Davidson would have been the relevant Respondent with respect to this application. However, as they were not a party to this application, Ms Goel’s employment status with them is unclear. Again, whilst not instructive in this matter for completeness, I note that the cessation of Ms Goel’s contract with Stanwell would not have automatically ended her ongoing employment relationship with Davidson. The employment relationship with Davidson would only have come to an end once either party made it clear to the other party that there would be no further engagements.[21]
I have found that Ms Goel was not an employee of Stanwell, and therefore could not have been dismissed from her employment with them, the application is therefore dismissed. An order to that effect will be issued separately.
COMMISSIONER
Appearances:
B. Goel for herself
K. Birch for the Respondent
Hearing details:
2025
Brisbane
15 July
[1] [2020] FCAFC 152.
[2] P.15 of DHB – Response to Jurisdictional Objection.
[3] P..55 of DHB – Witness Statement of Mandeep Kaur.
[4] P. 10 and P.21 of DHB – Start of Employment Screenshot and Witness Statement of Bhavana Goel.
[5] P. 10 of DHB– Start of Employment Screenshot.

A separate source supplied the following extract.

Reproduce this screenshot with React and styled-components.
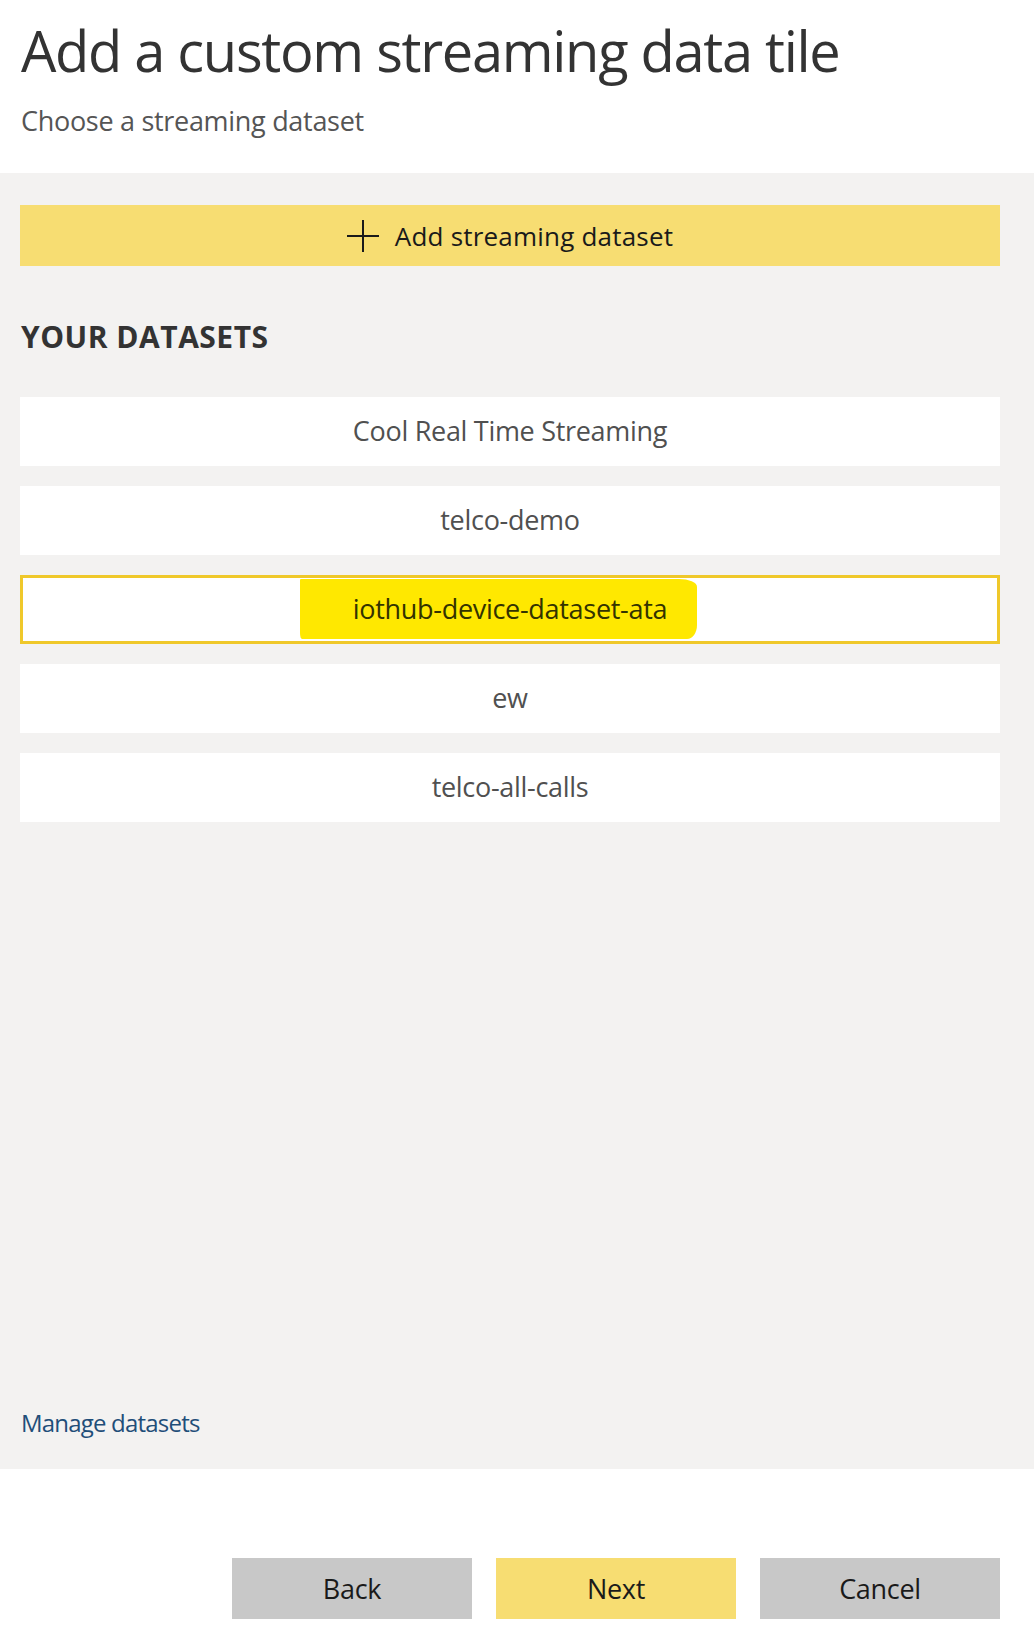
import React from 'react';
import styled, { createGlobalStyle } from 'styled-components';

const GlobalStyle = createGlobalStyle`
    body {
        margin: 0;
        background: #ffffff;
        font-family: "Open Sans", "Liberation Sans", sans-serif;
    }
`;

const Page = styled.div`
    width: 1034px;
    min-height: 1638px;
    display: flex;
    flex-direction: column;
    background: #ffffff;
`;

const Header = styled.header`
    height: 173px;
    box-sizing: border-box;
    padding: 16px 34px 0 21px;
`;

const Title = styled.h1`
    margin: 0;
    color: #333333;
    font-size: 56px;
    font-weight: 400;
    line-height: 68px;
    letter-spacing: -1.3px;
`;

const Subtitle = styled.p`
    margin: 19px 0 0;
    color: #555555;
    font-size: 27px;
    line-height: 36px;
    letter-spacing: -0.3px;
`;

const Body = styled.section`
    height: 1296px;
    box-sizing: border-box;
    padding: 32px 34px 30px 20px;
    background: #f3f2f1;
    display: flex;
    flex-direction: column;
`;

const AddButton = styled.button`
    height: 61px;
    border: none;
    background: #f7dd72;
    display: flex;
    align-items: center;
    justify-content: center;
    gap: 16px;
    padding: 0;
    color: #1a1a1a;
    font-family: inherit;
    font-size: 26px;
    letter-spacing: 0.2px;
    cursor: pointer;
`;

const SectionTitle = styled.h2`
    margin: 53px 0 42px 1px;
    color: #333333;
    font-size: 30px;
    font-weight: 700;
    line-height: 36px;
    letter-spacing: 0.5px;
`;

const List = styled.ul`
    list-style: none;
    margin: 0;
    padding: 0;
    display: flex;
    flex-direction: column;
    gap: 20px;
`;

const Item = styled.li`
    height: 69px;
    box-sizing: border-box;
    background: #ffffff;
    border: ${p => (p.selected ? '3px solid #efc82a' : 'none')};
    display: flex;
    align-items: center;
    justify-content: center;
    color: #505050;
    font-size: 27px;
    letter-spacing: -0.3px;
    padding-bottom: 2px;
    cursor: pointer;
`;

// hand-drawn highlighter stroke over the selected dataset name
const Marker = styled.span`
    background: #ffe800;
    color: #333300;
    padding: 11px 30px 12px 53px;
    margin-left: -23px;
    border-radius: 1px 18px 10px 2px / 1px 8px 14px 6px;
`;

const ManageLink = styled.a`
    margin-top: auto;
    margin-left: 1px;
    color: #1f4e79;
    font-size: 24px;
    line-height: 32px;
    letter-spacing: -0.8px;
    text-decoration: none;
`;

const Footer = styled.footer`
    display: flex;
    justify-content: flex-end;
    gap: 24px;
    padding: 89px 34px 19px 0;
`;

const FooterButton = styled.button`
    width: 240px;
    height: 61px;
    border: none;
    background: ${p => (p.primary ? '#f7dd72' : '#c8c8c8')};
    color: #1a1a1a;
    font-family: inherit;
    font-size: 27px;
    letter-spacing: -0.3px;
    cursor: pointer;
`;

const PlusIcon = () => (
    <svg width="32" height="32" viewBox="0 0 32 32" fill="none" stroke="#1a1a1a" strokeWidth="2">
        <line x1="16" y1="0" x2="16" y2="32" />
        <line x1="0" y1="16" x2="32" y2="16" />
    </svg>
);

const datasets = [
    'Cool Real Time Streaming',
    'telco-demo',
    'iothub-device-dataset-ata',
    'ew',
    'telco-all-calls',
];

const App = () => (
    <Page>
        <GlobalStyle />
        <Header>
            <Title>Add a custom streaming data tile</Title>
            <Subtitle>Choose a streaming dataset</Subtitle>
        </Header>
        <Body>
            <AddButton>
                <PlusIcon />
                Add streaming dataset
            </AddButton>
            <SectionTitle>YOUR DATASETS</SectionTitle>
            <List>
                {datasets.map(name =>
                    name === 'iothub-device-dataset-ata' ? (
                        <Item key={name} selected>
                            <Marker>{name}</Marker>
                        </Item>
                    ) : (
                        <Item key={name}>{name}</Item>
                    )
                )}
            </List>
            <ManageLink href="#">Manage datasets</ManageLink>
        </Body>
        <Footer>
            <FooterButton>Back</FooterButton>
            <FooterButton primary>Next</FooterButton>
            <FooterButton>Cancel</FooterButton>
        </Footer>
    </Page>
);

export default App;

[6] P.60 to 62 of DHB – Annexure MK1-1, MK-2, and MK-3 of Mandeep Kaur Witness Statement.
[7] P.12 of DHB – Submissions regarding Workplace Rights.

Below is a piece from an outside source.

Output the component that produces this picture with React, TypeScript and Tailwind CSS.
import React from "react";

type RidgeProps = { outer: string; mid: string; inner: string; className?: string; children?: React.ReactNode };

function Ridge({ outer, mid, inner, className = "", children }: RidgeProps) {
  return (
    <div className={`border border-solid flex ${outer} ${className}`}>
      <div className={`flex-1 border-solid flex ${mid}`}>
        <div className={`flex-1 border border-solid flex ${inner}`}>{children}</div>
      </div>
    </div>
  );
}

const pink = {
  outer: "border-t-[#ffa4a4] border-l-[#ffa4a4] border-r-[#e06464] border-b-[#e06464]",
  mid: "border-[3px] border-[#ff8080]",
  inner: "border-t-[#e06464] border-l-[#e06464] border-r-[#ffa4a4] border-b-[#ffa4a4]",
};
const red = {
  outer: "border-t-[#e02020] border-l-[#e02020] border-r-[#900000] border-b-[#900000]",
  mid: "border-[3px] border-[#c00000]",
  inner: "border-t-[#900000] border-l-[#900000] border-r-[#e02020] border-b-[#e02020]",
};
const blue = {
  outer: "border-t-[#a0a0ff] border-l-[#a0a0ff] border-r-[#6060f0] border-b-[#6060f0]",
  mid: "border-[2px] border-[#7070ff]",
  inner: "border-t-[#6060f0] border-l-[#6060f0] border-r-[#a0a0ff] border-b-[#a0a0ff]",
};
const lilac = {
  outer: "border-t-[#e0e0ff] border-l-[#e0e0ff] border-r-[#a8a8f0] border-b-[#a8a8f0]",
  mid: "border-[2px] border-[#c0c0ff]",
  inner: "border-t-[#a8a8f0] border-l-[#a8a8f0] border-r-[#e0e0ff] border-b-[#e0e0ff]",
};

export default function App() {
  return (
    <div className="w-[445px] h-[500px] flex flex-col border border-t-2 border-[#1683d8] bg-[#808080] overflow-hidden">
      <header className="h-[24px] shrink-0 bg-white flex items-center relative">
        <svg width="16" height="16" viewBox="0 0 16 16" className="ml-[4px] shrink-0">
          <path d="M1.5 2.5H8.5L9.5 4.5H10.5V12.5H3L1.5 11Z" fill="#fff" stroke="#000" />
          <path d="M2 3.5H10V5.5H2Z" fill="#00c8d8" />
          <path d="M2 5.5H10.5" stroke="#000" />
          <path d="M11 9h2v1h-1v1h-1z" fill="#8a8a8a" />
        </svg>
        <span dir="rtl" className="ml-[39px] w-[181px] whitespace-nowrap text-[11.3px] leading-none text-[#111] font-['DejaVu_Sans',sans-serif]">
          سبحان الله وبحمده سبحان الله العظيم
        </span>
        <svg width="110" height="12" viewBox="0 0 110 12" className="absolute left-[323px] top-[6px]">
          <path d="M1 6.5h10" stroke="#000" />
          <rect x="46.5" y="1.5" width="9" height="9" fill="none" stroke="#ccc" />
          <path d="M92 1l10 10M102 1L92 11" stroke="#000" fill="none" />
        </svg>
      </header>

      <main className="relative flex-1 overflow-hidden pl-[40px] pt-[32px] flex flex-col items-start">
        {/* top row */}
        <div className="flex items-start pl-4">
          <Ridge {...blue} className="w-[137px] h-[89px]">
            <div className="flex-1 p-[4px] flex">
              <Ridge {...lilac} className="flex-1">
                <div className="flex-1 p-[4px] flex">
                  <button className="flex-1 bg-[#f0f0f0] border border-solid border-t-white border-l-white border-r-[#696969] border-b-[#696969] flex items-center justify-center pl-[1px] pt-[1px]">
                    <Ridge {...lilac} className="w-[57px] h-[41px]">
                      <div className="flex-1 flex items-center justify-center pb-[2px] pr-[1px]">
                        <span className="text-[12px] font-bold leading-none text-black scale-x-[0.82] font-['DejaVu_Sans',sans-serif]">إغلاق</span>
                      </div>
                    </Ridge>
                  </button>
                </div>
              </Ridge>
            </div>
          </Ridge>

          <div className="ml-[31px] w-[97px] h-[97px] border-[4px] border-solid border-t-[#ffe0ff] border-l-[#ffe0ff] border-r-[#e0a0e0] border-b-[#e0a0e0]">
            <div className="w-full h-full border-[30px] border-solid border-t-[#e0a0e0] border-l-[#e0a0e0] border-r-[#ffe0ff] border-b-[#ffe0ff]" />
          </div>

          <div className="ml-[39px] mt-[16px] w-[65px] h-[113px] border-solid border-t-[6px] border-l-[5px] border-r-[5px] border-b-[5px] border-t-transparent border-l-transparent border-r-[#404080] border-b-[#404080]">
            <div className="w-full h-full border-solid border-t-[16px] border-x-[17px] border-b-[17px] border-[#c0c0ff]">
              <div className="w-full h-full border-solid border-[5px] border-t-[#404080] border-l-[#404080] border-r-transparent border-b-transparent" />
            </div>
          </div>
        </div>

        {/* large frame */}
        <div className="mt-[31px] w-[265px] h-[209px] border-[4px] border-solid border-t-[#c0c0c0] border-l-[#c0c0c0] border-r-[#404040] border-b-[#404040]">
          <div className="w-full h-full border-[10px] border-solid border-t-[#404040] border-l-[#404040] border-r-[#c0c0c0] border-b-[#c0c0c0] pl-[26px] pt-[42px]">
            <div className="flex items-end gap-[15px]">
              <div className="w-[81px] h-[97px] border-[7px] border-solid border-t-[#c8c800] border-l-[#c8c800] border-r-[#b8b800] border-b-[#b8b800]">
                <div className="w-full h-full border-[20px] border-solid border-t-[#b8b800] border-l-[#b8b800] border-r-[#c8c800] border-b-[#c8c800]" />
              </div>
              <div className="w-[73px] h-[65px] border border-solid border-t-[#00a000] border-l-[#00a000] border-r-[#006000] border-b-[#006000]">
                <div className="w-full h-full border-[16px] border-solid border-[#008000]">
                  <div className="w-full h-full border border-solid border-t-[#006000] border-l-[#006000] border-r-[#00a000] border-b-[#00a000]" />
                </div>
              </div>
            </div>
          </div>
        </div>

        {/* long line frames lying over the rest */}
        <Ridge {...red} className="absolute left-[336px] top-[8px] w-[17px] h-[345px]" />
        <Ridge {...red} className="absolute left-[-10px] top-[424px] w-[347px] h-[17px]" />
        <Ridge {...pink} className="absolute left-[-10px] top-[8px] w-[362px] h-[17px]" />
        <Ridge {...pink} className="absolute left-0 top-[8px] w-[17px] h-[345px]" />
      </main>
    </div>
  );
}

[8] P.13 of DHB – Submissions regarding Workplace Rights.
[9] P.16 of DHB – Response to Jurisdictional Objection.
[10] P.19 of DHB – Applicant Submissions.
[11] P.63 of DHB – Annexure MK-4 of Mandeep Kaur Witness Statement.
[12] P.21 of DHB – Witness Statement of Bhavana Goel.
[13] (2022) 275 CLR 165.
[14] P.51 to 52 of the DHB – Respondent Submissions.
[15] P.12 of DHB – Submissions regarding Workplace Rights.
[16] P.17 of DHB – Applicant Submissions.
[17] P.10 of DHB – Start of Employment Screenshot.
[18] P.9 of DHB – Employment Extension Screenshot.
[19] P.10 of DHB – Start of Employment Screenshot.
[20] Damevski v Giudice [2003] FCAFC 252 at paras 173–174, [(2003) 133 FCR 438]
[21] Shortland v Smiths Snackfood Co Ltd[2010] FWAFB 5709 at [13].